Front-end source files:
-.-.-

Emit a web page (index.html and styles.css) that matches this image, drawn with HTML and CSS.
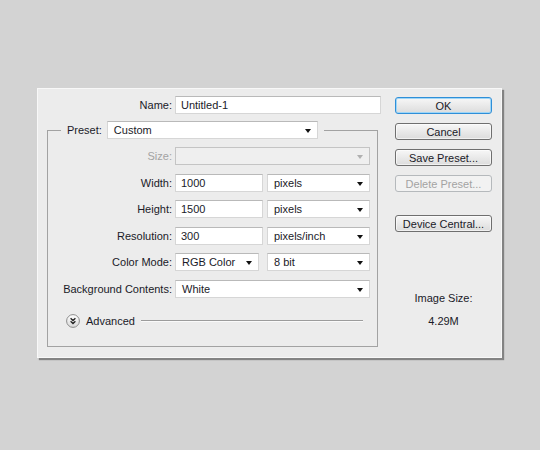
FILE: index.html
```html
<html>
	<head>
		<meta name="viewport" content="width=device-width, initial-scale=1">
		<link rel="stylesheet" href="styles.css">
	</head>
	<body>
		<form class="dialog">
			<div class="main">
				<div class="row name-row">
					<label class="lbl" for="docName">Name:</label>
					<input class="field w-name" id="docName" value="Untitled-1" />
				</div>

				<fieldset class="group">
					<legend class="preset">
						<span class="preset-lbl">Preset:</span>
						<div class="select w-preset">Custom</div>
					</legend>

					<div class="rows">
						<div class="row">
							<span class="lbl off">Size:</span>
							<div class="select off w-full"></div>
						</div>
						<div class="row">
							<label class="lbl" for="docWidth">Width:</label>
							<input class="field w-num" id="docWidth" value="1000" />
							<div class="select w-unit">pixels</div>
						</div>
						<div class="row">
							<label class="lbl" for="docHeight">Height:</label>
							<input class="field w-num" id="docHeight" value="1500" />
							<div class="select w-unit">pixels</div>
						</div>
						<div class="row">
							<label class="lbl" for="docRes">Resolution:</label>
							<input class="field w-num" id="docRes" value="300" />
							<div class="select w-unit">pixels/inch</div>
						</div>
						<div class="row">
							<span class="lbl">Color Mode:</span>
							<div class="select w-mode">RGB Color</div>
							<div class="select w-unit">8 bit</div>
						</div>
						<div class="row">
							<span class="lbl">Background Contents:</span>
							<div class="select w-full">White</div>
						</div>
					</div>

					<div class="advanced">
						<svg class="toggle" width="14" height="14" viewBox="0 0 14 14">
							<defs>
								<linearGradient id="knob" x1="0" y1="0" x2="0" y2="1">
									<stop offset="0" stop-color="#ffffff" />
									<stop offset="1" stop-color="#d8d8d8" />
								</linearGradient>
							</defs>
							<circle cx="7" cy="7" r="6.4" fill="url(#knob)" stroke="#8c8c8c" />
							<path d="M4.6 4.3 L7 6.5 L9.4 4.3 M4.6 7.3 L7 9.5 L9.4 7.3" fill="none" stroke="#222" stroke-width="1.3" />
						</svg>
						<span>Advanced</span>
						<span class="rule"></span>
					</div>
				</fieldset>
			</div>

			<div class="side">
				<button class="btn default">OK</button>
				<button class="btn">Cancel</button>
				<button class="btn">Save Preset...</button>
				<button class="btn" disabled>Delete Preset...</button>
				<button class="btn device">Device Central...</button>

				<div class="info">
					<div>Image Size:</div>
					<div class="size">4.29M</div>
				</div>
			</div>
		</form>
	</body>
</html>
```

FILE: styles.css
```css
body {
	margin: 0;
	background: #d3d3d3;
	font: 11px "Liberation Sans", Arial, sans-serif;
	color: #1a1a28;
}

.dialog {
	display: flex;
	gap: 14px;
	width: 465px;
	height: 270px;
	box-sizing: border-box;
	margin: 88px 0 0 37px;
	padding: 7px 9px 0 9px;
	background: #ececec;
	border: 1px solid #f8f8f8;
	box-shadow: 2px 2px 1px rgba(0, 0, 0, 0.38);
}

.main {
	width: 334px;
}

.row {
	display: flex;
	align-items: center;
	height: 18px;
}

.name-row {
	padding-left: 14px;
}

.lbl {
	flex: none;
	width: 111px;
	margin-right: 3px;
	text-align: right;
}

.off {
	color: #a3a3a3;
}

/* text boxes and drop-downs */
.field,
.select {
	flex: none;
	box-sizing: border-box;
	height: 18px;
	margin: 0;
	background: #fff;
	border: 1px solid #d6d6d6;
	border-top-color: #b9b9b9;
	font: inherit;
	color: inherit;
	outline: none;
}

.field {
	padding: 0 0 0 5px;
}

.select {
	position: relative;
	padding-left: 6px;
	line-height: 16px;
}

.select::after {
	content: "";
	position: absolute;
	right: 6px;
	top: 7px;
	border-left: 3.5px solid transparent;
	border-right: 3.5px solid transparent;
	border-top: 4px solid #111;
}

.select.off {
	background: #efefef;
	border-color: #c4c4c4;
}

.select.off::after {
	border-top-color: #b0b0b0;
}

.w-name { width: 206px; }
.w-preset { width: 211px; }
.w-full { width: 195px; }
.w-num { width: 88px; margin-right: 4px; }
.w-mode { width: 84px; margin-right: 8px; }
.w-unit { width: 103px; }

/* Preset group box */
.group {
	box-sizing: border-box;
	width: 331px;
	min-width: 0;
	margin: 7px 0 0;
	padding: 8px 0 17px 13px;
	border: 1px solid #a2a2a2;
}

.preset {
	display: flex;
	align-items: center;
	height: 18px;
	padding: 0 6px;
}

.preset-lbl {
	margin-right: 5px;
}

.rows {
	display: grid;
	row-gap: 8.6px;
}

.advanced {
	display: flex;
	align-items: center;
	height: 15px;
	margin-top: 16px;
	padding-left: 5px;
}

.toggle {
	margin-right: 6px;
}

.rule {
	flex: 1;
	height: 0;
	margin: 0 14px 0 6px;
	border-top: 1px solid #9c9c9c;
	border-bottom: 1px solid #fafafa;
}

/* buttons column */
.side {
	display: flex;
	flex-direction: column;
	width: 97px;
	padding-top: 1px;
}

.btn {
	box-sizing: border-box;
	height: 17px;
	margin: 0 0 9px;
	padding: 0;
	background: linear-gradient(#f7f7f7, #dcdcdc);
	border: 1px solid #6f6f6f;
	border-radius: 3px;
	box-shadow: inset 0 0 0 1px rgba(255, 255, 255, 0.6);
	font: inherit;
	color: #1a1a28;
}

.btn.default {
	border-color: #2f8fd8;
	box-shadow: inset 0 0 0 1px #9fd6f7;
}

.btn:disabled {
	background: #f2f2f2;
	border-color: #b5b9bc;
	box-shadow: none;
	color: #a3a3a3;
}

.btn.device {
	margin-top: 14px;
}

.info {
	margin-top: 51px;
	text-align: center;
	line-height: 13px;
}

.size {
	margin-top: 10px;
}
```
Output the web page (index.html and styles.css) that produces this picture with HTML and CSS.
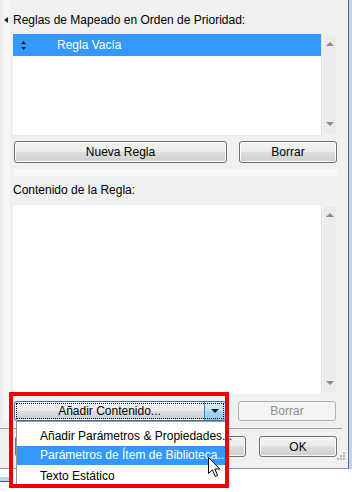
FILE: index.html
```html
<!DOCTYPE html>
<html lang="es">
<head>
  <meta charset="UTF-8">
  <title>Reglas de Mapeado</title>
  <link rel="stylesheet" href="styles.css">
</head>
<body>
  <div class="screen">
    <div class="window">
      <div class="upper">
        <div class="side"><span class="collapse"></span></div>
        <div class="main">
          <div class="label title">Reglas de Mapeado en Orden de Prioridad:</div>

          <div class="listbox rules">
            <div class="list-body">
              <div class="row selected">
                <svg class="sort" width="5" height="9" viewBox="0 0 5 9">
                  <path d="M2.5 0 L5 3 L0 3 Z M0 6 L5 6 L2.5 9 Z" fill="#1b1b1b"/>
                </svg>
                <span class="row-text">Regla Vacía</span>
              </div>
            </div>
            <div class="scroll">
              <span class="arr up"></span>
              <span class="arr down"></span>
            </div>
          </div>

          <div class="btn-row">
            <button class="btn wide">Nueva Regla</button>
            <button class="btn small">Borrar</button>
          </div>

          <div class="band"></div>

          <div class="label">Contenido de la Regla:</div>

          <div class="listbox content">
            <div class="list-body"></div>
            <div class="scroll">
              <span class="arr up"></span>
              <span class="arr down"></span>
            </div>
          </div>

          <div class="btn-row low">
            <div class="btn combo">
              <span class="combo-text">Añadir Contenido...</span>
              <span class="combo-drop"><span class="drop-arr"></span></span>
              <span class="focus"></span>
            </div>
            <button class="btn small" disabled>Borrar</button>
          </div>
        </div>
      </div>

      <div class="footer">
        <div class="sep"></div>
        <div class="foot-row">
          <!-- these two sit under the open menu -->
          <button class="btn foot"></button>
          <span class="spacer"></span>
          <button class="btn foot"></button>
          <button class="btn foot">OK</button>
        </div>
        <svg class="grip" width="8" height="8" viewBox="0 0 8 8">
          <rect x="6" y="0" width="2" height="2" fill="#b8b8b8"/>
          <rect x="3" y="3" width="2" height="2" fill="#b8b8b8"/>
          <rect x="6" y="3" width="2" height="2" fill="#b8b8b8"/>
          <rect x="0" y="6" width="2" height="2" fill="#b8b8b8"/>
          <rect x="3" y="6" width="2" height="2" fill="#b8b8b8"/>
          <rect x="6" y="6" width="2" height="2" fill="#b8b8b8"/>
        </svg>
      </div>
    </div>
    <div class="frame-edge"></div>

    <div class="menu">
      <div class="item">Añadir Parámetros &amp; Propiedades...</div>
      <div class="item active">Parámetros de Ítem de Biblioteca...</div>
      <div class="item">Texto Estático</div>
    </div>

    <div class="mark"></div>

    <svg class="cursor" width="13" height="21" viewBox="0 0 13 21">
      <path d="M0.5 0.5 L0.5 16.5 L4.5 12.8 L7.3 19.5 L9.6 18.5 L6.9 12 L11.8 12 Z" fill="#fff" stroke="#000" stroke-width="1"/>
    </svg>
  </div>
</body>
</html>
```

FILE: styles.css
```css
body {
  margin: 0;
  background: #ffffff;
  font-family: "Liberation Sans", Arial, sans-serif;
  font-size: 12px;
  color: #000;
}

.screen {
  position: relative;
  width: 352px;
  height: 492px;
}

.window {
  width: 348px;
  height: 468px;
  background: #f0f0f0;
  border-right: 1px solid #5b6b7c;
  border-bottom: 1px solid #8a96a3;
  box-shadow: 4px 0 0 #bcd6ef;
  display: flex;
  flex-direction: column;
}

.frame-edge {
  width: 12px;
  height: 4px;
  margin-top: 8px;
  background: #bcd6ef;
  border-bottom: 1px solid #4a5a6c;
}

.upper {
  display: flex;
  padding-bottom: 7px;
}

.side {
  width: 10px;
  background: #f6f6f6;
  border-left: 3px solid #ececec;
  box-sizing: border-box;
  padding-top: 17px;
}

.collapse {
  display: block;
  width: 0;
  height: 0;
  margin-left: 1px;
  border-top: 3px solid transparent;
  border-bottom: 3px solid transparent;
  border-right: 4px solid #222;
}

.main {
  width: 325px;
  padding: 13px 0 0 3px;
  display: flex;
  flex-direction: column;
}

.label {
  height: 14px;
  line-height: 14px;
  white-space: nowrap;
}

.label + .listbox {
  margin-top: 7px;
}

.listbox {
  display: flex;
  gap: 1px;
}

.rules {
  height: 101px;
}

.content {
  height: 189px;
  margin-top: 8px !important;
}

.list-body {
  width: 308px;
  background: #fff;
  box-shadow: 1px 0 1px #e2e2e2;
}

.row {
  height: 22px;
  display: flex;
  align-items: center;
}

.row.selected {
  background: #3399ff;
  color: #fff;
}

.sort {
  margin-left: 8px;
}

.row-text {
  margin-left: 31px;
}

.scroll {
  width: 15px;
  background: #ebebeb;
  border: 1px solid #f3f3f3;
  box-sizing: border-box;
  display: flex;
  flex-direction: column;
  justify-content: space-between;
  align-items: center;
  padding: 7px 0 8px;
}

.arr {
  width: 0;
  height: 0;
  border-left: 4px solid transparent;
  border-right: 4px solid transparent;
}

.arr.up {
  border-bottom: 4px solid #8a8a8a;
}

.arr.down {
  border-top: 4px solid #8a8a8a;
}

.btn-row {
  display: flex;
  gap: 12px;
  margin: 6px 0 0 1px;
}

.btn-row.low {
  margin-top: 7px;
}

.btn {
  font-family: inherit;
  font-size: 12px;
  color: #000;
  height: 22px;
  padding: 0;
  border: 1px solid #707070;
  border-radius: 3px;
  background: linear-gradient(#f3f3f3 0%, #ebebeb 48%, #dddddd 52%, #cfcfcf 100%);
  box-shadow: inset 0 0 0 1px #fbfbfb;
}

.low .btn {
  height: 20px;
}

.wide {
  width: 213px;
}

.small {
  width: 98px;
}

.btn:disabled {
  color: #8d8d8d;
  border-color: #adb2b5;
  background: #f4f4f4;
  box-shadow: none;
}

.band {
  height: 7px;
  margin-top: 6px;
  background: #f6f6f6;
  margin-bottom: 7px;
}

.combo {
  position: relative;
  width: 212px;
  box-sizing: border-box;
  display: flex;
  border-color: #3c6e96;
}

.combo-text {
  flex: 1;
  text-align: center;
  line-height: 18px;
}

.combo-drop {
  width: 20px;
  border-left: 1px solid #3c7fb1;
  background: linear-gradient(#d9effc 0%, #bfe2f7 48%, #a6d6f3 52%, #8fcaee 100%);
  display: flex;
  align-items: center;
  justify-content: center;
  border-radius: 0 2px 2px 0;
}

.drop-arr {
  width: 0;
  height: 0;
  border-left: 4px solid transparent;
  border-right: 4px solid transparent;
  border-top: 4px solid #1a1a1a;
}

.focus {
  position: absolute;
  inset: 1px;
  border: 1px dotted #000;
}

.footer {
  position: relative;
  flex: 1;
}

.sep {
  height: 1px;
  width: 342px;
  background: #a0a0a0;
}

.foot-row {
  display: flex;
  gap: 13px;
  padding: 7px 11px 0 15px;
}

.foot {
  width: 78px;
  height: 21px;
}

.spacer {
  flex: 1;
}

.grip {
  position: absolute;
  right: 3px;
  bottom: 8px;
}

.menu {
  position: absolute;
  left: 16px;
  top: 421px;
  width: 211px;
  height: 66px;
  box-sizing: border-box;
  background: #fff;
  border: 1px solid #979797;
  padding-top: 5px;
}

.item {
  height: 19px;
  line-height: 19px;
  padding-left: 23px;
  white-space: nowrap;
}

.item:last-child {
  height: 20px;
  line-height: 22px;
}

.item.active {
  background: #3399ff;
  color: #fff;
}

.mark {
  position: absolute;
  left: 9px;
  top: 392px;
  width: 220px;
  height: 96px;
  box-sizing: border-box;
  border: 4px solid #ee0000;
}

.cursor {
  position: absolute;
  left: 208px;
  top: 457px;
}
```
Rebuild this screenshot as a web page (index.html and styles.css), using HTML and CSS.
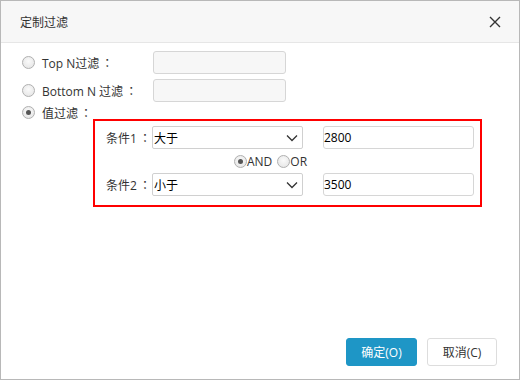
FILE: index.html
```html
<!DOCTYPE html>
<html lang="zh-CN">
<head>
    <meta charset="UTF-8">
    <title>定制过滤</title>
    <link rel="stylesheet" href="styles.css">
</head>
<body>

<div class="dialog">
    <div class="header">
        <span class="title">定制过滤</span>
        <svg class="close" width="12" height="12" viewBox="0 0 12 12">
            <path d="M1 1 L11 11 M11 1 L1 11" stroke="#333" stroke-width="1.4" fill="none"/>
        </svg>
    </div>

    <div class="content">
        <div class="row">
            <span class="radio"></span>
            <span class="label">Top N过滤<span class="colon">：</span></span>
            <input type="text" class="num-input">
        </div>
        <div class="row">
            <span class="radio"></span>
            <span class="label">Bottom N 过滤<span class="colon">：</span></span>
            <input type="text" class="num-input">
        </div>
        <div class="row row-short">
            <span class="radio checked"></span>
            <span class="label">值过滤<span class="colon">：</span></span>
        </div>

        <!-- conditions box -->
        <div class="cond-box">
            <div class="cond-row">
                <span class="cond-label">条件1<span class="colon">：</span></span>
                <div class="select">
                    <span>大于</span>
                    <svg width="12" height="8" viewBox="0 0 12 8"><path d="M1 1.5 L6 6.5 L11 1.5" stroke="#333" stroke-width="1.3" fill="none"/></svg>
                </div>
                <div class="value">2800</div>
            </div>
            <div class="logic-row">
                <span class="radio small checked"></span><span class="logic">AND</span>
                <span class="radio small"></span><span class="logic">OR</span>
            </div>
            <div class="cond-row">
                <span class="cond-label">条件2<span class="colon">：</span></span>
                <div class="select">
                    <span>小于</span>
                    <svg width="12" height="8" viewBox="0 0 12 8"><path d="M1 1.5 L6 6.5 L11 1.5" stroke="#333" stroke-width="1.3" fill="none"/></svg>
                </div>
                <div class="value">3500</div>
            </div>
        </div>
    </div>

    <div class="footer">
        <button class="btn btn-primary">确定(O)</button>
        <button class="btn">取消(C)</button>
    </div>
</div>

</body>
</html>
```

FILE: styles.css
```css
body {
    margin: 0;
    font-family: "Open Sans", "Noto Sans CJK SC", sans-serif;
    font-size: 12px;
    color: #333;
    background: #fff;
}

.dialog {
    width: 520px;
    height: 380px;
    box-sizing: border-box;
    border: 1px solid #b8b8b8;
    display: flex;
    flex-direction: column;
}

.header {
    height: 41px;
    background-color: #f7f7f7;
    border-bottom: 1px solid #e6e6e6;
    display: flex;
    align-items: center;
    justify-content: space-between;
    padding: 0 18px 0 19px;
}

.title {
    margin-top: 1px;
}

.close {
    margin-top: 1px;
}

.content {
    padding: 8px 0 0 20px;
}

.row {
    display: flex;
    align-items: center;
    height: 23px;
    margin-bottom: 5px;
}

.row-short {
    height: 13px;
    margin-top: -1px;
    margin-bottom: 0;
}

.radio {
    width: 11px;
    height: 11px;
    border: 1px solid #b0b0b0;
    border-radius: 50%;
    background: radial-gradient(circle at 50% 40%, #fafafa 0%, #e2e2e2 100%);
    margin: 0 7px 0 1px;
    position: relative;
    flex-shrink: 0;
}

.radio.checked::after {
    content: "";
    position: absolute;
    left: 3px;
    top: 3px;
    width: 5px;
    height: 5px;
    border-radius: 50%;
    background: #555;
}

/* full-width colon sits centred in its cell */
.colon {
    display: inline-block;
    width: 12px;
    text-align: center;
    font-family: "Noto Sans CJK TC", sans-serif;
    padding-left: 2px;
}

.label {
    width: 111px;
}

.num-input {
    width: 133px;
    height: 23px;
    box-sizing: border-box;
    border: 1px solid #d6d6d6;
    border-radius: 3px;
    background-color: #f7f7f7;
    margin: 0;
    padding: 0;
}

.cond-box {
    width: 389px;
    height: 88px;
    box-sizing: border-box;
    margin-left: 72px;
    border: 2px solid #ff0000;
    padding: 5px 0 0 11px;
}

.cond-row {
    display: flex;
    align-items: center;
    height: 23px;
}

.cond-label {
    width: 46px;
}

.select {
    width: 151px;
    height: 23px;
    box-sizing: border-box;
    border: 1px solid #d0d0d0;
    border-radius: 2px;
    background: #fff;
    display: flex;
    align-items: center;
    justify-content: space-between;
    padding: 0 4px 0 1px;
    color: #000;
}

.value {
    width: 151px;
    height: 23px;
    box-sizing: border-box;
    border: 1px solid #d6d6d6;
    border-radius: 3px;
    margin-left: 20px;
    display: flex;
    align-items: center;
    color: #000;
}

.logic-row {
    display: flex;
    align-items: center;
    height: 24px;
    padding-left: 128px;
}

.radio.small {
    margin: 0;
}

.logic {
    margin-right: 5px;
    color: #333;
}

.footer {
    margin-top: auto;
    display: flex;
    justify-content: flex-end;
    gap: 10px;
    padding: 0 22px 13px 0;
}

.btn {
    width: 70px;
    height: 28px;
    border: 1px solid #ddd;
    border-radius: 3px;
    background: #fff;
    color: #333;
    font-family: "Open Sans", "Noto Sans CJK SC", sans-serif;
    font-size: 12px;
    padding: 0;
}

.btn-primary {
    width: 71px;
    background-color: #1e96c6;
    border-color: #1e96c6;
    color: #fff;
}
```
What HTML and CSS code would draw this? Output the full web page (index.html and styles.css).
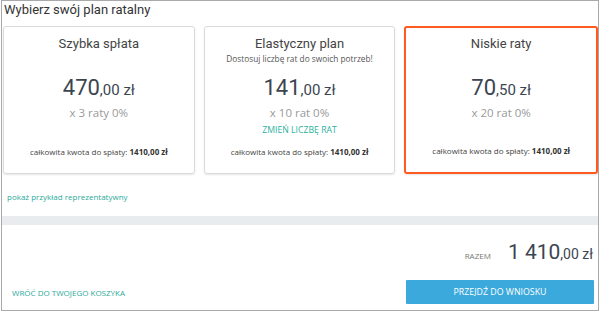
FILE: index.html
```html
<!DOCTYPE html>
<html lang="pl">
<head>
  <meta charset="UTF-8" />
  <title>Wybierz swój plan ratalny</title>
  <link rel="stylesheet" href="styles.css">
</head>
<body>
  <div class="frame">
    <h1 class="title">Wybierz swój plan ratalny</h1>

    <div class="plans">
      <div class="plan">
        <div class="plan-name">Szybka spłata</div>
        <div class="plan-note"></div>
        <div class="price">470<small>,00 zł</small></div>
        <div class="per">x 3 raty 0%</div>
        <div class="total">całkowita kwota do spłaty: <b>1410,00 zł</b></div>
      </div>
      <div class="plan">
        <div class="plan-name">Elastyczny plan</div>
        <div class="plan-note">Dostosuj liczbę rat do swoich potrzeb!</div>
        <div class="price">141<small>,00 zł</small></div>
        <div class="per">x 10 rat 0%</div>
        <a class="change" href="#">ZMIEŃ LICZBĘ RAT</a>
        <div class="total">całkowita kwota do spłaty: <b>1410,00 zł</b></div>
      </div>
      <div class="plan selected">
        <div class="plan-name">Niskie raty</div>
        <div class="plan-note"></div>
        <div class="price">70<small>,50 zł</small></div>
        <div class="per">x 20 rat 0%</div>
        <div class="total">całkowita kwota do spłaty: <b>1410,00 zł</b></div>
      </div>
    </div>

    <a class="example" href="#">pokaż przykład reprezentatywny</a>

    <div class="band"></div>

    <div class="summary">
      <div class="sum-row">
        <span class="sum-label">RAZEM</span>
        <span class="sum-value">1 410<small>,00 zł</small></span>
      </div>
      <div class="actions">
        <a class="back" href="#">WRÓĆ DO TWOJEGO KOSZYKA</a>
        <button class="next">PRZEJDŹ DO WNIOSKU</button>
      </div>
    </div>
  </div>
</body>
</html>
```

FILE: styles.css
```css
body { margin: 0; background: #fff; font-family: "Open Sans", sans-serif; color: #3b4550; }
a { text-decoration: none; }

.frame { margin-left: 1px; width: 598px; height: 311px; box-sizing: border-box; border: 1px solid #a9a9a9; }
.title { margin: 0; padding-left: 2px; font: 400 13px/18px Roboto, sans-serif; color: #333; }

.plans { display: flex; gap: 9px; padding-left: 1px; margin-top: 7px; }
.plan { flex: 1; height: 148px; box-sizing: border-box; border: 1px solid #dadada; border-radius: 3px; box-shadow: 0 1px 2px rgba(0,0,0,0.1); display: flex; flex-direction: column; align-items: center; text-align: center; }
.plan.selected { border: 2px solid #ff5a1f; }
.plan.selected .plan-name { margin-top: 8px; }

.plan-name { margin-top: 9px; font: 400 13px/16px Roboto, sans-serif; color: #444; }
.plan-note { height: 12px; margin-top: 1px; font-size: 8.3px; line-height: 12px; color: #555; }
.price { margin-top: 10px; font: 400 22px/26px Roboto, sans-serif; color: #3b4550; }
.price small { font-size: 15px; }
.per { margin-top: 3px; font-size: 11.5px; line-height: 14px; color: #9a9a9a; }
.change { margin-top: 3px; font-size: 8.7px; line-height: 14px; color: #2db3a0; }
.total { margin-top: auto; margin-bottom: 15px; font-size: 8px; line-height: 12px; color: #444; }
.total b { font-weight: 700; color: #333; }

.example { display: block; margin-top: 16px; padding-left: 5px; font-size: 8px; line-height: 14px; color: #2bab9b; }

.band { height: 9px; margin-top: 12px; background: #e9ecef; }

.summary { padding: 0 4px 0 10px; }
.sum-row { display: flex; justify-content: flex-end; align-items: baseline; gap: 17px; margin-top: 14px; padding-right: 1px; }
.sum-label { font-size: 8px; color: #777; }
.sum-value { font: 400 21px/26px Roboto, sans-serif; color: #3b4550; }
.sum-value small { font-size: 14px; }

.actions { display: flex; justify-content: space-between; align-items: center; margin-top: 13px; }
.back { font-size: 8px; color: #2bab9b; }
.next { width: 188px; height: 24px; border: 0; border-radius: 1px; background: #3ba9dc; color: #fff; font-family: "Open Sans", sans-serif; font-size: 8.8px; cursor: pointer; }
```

-.-.-

THE REQUEST → Go through the records and gather the lines that hold "page".

EXPECTED ANSWER →
Emit a web page (index.html and styles.css) that matches this image, drawn with HTML and CSS.
Output the web page (index.html and styles.css) that produces this picture with HTML and CSS.
Rebuild this screenshot as a web page (index.html and styles.css), using HTML and CSS.
What HTML and CSS code would draw this? Output the full web page (index.html and styles.css).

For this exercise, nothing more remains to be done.